Numerical study on energy-converging efficiency of the ducts of vertical axis tidal current turbine in restricted water

Abstract

Installation of the channeling device around a tidal turbine can stabilize flow field, increase flow velocity and improve energy utilization efficiency significantly. The application of channeling devices on improving the efficiency of vertical axis tidal turbines in restricted water has hardly been investigated. In the present study, two ducts with different inside wall shapes have been taken as examples to investigate the bank and free surface effects on energy-converging efficiency of the ducts around a vertical axis tidal current turbine in shallow and narrow water. The three dimensional viscous flow field around the ducts is simulated by using CFD technology.
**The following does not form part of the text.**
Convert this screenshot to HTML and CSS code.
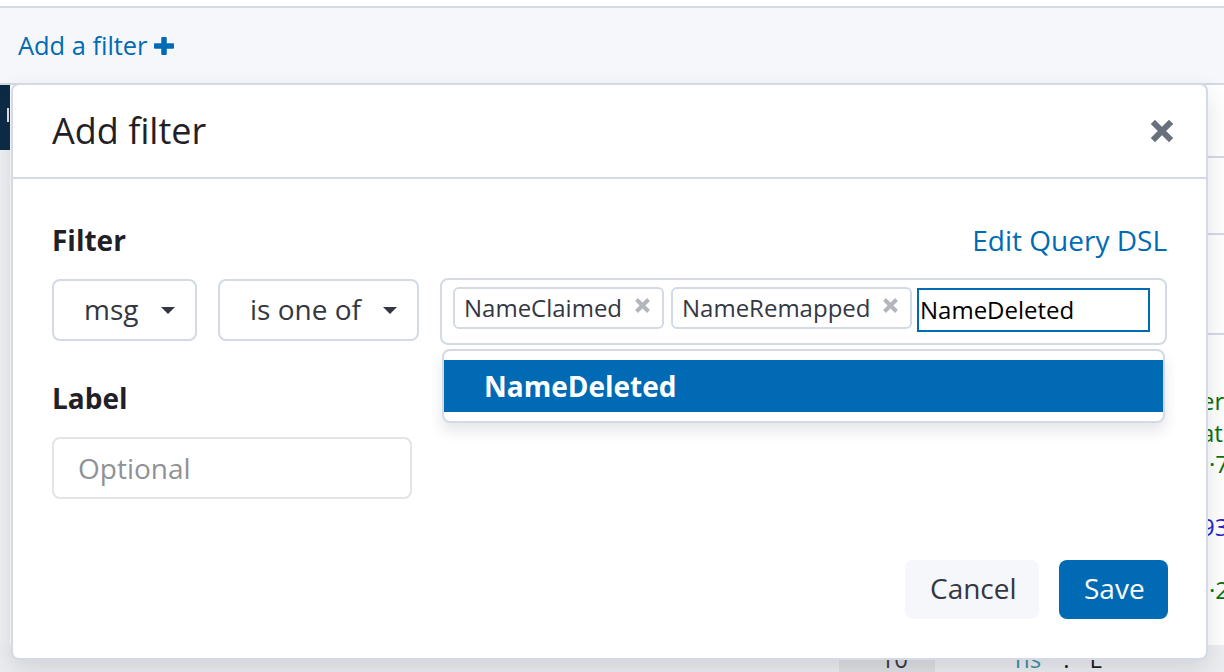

RANS equations are employed as viscous-flow solvers and the realizable two-layer k-ε turbulence model is applied to predict the energy-converging efficiency of the ducts. Investigation of grid dependence is conducted and grid independent solution is obtained by analyzing the numerical results of several sets of computational grids. For the duct around the vertical axis tidal current turbine near or piercing the free-surface of the water in some cases, Volume of Fluid (VOF) method is employed to capture the free surface. Based on the numerical results, it is known that the average energy flux density in W02 model is much larger than that in W01 model, so it can be concluded that the inside wall shape of the ducts dominates the energy-converging efficiency of the ducts in great extent and bank effect on energy-converging efficiency of the duct varies with inside wall shapes of the duct. What's more, the free surface plays an important role in the energy-converging efficiency of the ducts, and smaller clearance between free surface and the top of duct will induce higher energy-converging efficiency.